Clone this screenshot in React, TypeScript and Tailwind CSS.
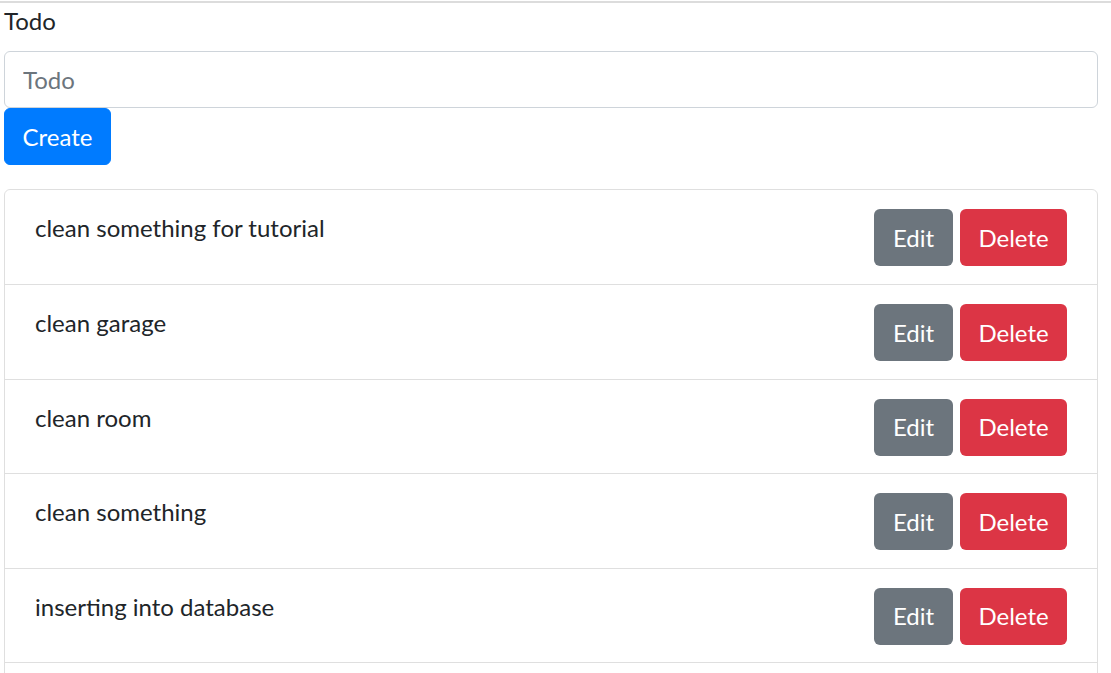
import React from "react";

const todos = [
  "clean something for tutorial",
  "clean garage",
  "clean room",
  "clean something",
  "inserting into database",
];

export default function App() {
  return (
    <div className="min-h-screen bg-white font-['Lato','Noto_Sans',sans-serif] text-[24px] leading-[36px] text-[#212529]">
      <div className="pt-[1px]">
        <div className="h-[2px] bg-[#dcdcdc]" />
      </div>
      <div className="ml-[4px] w-[1094px]">
        <label className="block mb-[12px]">Todo</label>
        <input
          type="text"
          placeholder="Todo"
          className="block w-full h-[57px] px-[18px] py-[9px] border border-[#ced4da] rounded-[6px] text-[24px] leading-[36px] text-[#495057] placeholder:text-[#6c757d] outline-none"
        />
        <button className="block w-[107px] h-[57px] rounded-[6px] bg-[#007bff] border border-[#007bff] text-white text-[24px] leading-[36px]">
          Create
        </button>
        <ul className="mt-[24px] border border-[rgba(0,0,0,0.125)] rounded-[6px] overflow-hidden">
          {todos.map((t, i) => (
            <li
              key={i}
              className={`flex items-start justify-between h-[94.4px] px-[30px] pt-[18px] ${
                i > 0 ? "border-t border-[rgba(0,0,0,0.125)]" : ""
              }`}
            >
              <span className="pt-[2px]">{t}</span>
              <div className="flex gap-[7px] pt-[1px]">
                <button className="w-[79px] h-[57px] rounded-[6px] bg-[#6c757d] text-white text-[24px] leading-[36px]">
                  Edit
                </button>
                <button className="w-[107px] h-[57px] rounded-[6px] bg-[#dc3545] text-white text-[24px] leading-[36px]">
                  Delete
                </button>
              </div>
            </li>
          ))}
          <li className="h-[94.4px] border-t border-[rgba(0,0,0,0.125)]" />
        </ul>
      </div>
    </div>
  );
}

******************************

• _REQUIREMENTS_: Scan the material above. Extract every line in which the word "React" occurs.

• _RESULT OF THIS EXERCISE_:
Clone this screenshot in React, TypeScript and Tailwind CSS.
import React from "react";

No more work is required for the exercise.